Nesse círculo vicioso, nossa mente fica confusa e obnubilada. Não pensamos direito e nosso comportamento fica fora de controle. Mas a confusão faz parte da natureza da mente? Para respondermos isso precisamos saber o que o budismo quer dizer com ‘mente’. Não se refere a uma ‘coisa’ delimitada em nossa cabeça, mas à atividade mental. É a atividade mental individual e subjetiva de vivenciar as coisas. Está em constante mudança já que vivenciamos coisas diferentes em diferentes situações, mas a sua natureza convencional permanece sempre a mesma. A sua natureza mais profunda também permanece a mesma – é isenta de viver de uma maneira impossível. 

Existem muitas maneiras impossíveis nas quais imaginamos, erroneamente, que nossa mente existe. Por exemplo, pensamos na mente como sendo uma entidade concreta que: ou é idêntica à entidade concreta que chamamos de ‘eu’ ou é algo utilizado por esse tal ‘eu’. Uma vez que nenhuma dessas falsas percepções corresponde à natureza verdadeira da mente – são meras fantasias, portanto não são parte da natureza da mente – todos os estados mentais baseados nessas percepções errôneas tampouco são parte da natureza da mente. Esses estados mentais incluem o nosso conceito equivocado do ‘eu’, as emoções perturbadoras que surgem para tentar tornar esse ‘eu’ seguro e os impulsos compulsivos que nos levam às ações fúteis para sustentar esse ‘eu’. Já que nenhum desses estados é parte da natureza da mente, e são baseados em conceitos equivocados relativos a ela, eles podem ser removidos para sempre assim que forem substituídos pelo entendimento correto. As emoções construtivas como o amor e a compaixão, por outro lado, não são baseadas em ideias equivocadas relativas à natureza da mente. Por essa enorme diferença, o entendimento correto não as afeta.

Portanto, um cessar definitivo do sofrimento não implica no cessar da nossa mente. Nossa mente, com todas as suas qualidades tais como amor, compaixão e entendimento correto, prossegue de uma vida à outra. O que chega ao fim é o nosso renascimento incontrolavelmente recorrente com corpo e mente limitados sob o controle da nossa falta de consciência, das emoções perturbadoras e dos impulsos cármicos compulsivos.

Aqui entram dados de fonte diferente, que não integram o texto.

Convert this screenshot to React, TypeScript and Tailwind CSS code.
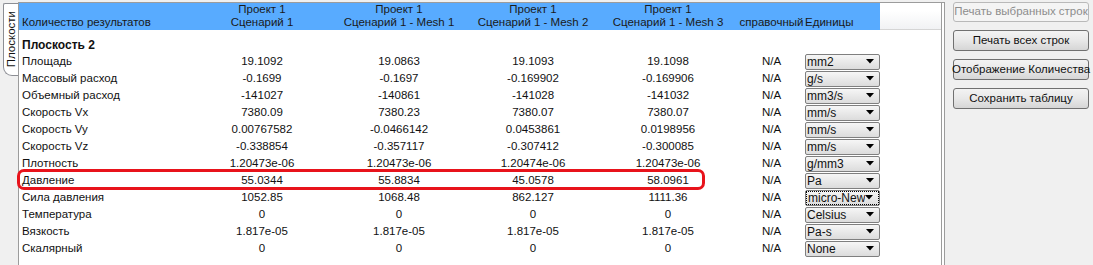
import React from "react";

// Table data
type Row = {
  name: string;
  values: string[];
  unit: string;
  focused?: boolean;
};

const rows: Row[] = [
  { name: "Площадь", values: ["19.1092", "19.0863", "19.1093", "19.1098"], unit: "mm2" },
  { name: "Массовый расход", values: ["-0.1699", "-0.1697", "-0.169902", "-0.169906"], unit: "g/s" },
  { name: "Объемный расход", values: ["-141027", "-140861", "-141028", "-141032"], unit: "mm3/s" },
  { name: "Скорость Vx", values: ["7380.09", "7380.23", "7380.07", "7380.07"], unit: "mm/s" },
  { name: "Скорость Vy", values: ["0.00767582", "-0.0466142", "0.0453861", "0.0198956"], unit: "mm/s" },
  { name: "Скорость Vz", values: ["-0.338854", "-0.357117", "-0.307412", "-0.300085"], unit: "mm/s" },
  { name: "Плотность", values: ["1.20473e-06", "1.20473e-06", "1.20474e-06", "1.20473e-06"], unit: "g/mm3" },
  { name: "Давление", values: ["55.0344", "55.8834", "45.0578", "58.0961"], unit: "Pa" },
  { name: "Сила давления", values: ["1052.85", "1068.48", "862.127", "1111.36"], unit: "micro-Newton", focused: true },
  { name: "Температура", values: ["0", "0", "0", "0"], unit: "Celsius" },
  { name: "Вязкость", values: ["1.817e-05", "1.817e-05", "1.817e-05", "1.817e-05"], unit: "Pa-s" },
  { name: "Скалярный", values: ["0", "0", "0", "0"], unit: "None" },
];

const colWidths = ["w-[136px]", "w-[138px]", "w-[130px]", "w-[140px]"];
const headers = ["Сценарий 1", "Сценарий 1 - Mesh 1", "Сценарий 1 - Mesh 2", "Сценарий 1 - Mesh 3"];

const Arrow = () => (
  <svg width="8" height="5" viewBox="0 0 8 5" className="shrink-0">
    <path d="M0 0 H8 L4 4.5 Z" fill="#000" />
  </svg>
);

const UnitSelect = ({ unit, focused }: { unit: string; focused?: boolean }) => (
  <div className="w-[75px] h-[16px] rounded-[2px] border border-[#7f7f7f] bg-gradient-to-b from-[#f6f6f6] to-[#dcdcdc] flex items-center">
    <div
      className={
        "flex-1 h-[14px] flex items-center pl-[1px] pr-[5px] overflow-hidden " +
        (focused ? "border border-dotted border-black" : "")
      }
    >
      <span className="flex-1 overflow-hidden whitespace-nowrap leading-[14px] text-[12px]">{unit}</span>
      <Arrow />
    </div>
  </div>
);

const Button = ({ label, disabled }: { label: string; disabled?: boolean }) => (
  <div
    className={
      "w-[136px] rounded-[3px] border flex items-center justify-center whitespace-nowrap " +
      (disabled
        ? "h-[20px] border-[#b9b9b9] bg-[#f4f4f4] text-[#8d8d8d]"
        : "h-[21px] border-[#707070] bg-gradient-to-b from-[#f3f3f3] via-[#e8e8e8] to-[#d6d6d6] text-[#111]")
    }
  >
    {label}
  </div>
);

export default function App() {
  return (
    <div className="relative w-[1093px] h-[265px] overflow-hidden bg-[#f0f0f0] flex text-[11.5px] text-[#111] font-['Liberation_Sans',Arial,sans-serif]">
      {/* Vertical tab */}
      <div className="w-[18px] shrink-0 pt-[3px] pl-[3px]">
        <div className="w-[15px] h-[73px] bg-white border-l border-t border-b border-[#8c8e94] rounded-tl-[2px] rounded-bl-[9px] flex items-center justify-center">
          <span className="[writing-mode:vertical-rl] rotate-180 leading-[14px] whitespace-nowrap">Плоскости</span>
        </div>
      </div>

      {/* Table panel */}
      <div className="mt-[2px] w-[927px] shrink-0 bg-white border-l border-t border-r border-[#9c9c9c] pr-[2px]">
        <div className="h-full border-r border-[#9c9c9c]">
          {/* Header */}
          <div className="flex h-[27px]">
            <div className="w-[861px] bg-[#58abff] flex items-end pb-[1px] leading-[13px] text-[#1a1a1a]">
              <div className="w-[175px] pl-[3px] whitespace-nowrap">Количество результатов</div>
              {headers.map((h, i) => (
                <div key={i} className={colWidths[i] + " flex flex-col items-center whitespace-nowrap"}>
                  <span>Проект 1</span>
                  <span>{h}</span>
                </div>
              ))}
              <div className="w-[67px] flex justify-center whitespace-nowrap">справочный</div>
              <div className="w-[75px] whitespace-nowrap">Единицы</div>
            </div>
            <div className="flex-1 bg-gradient-to-b from-white from-30% to-[#f1f2f4] border-b border-[#d5d5d5]" />
          </div>

          {/* Body */}
          <div className="pt-[6px]">
            <div className="h-[17px] flex items-center pl-[3px] font-bold text-[12px]">Плоскость 2</div>
            {rows.map((r) => (
              <div key={r.name} className="h-[17px] flex items-center">
                <div className="w-[175px] pl-[3px] whitespace-nowrap">{r.name}</div>
                {r.values.map((v, i) => (
                  <div key={i} className={colWidths[i] + " text-center whitespace-nowrap"}>
                    {v}
                  </div>
                ))}
                <div className="w-[67px] text-center">N/A</div>
                <UnitSelect unit={r.unit} focused={r.focused} />
              </div>
            ))}
          </div>
        </div>
      </div>

      {/* Right buttons */}
      <div className="pl-[8px] pt-[2px] flex flex-col gap-[8px]">
        <Button label="Печать выбранных строк" disabled />
        <Button label="Печать всех строк" />
        <Button label="Отображение Количества" />
        <Button label="Сохранить таблицу" />
      </div>

      {/* Highlight overlay */}
      <div className="absolute left-[17px] top-[169px] w-[688px] h-[21px] border-[3px] border-[#e8131b] rounded-[7px] pointer-events-none" />
    </div>
  );
}
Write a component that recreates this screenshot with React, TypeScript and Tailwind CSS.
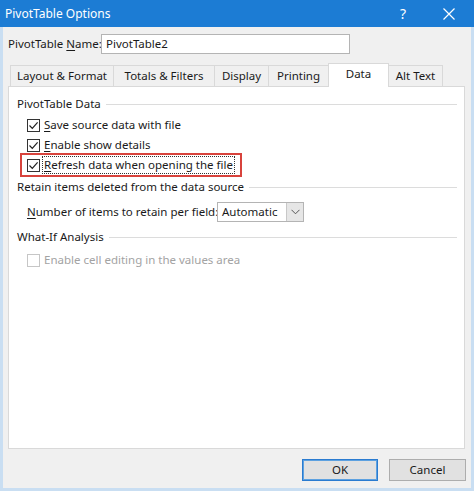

Os Quatro Aspectos do Cessar Definitivo 

A Terceira Nobre Verdade, o cessar definitivo, possui quatro aspectos:

  • Primeiro – é o cessar definitivo das verdadeiras causas que perpetuam o surgimento de todos os tipos de sofrimento. Qualquer episódio de sofrimento chegará automaticamente ao seu fim, pois todas as coisas afetadas por causas e condições são impermanentes e, inevitavelmente, cessam. No entanto, o “cessar definitivo” significa que esses episódios não voltarão a ocorrer. Como a natureza da mente é pura – no sentido de ser totalmente desprovida dessas verdadeiras causas – o entendimento desse fato se contrapõe ao conceito equivocado de que não há como deixarmos de perpetuar o surgimento dos verdadeiros sofrimentos.
  • Segundo – um cessar definitivo é um estado pacífico, pois todos os fatores mentais perturbadores estão pacificados. Isso contraria a ideia equivocada de que a obtenção de um estado profundo de concentração absorta – como ter tomado um forte analgésico e não sentir nada – é um cessar definitivo de todos os nossos problemas. Não importa quanto tempo permanecemos nesses estados, livres da dor e do sofrimento; isso não remove as verdadeiras causas de nossos problemas. É apenas um intervalo temporário. Quando a concentração cessa, ou passa o efeito da droga, os nossos problemas retornam.
  • Terceiro – um cessar definitivo é um estado superior. É superior a qualquer realização na esfera mundana. Não importa o quão idílico possa ser o mundo virtual que criamos e para o qual escapamos; não podemos escapar dos verdadeiros sofrimentos e de suas verdadeiras causas nos escondendo nele. Nossos problemas no chamado ‘mundo real’ não desapareceram.
  • Quarto – um cessar definitivo é uma emersão definitiva de todos os verdadeiros sofrimentos e suas verdadeiras causas, e não apenas uma emersão parcial ou temporária. Embora essa emersão ocorra em camadas e estágios – já que a falta de consciência e as ideias equivocadas sobre como nós, os outros e tudo mais existe estão profundamente enraizados em hábitos e tendências – mesmo assim, a sua remoção total para que nunca voltem a ocorrer é possível. É assim porque eles não são parte da natureza da mente. São máculas efêmeras, pois a mente é – por natureza – pura. 

Resumo

Diante da possibilidade de nos vermos livres para sempre das verdadeiras causas que perpetuam nossos verdadeiros sofrimentos, por que nos contentamos apenas em minimizá-los ou suprimi-los temporariamente? Claro, enquanto trabalhamos para nos livrarmos deles para sempre, precisamos progressivamente minimizar a sua frequência e a sua intensidade. Entretanto, o Buda nos demonstrou que todos nós podemos alcançar um cessar definitivo de todos eles. Então, por que almejar menos que isso?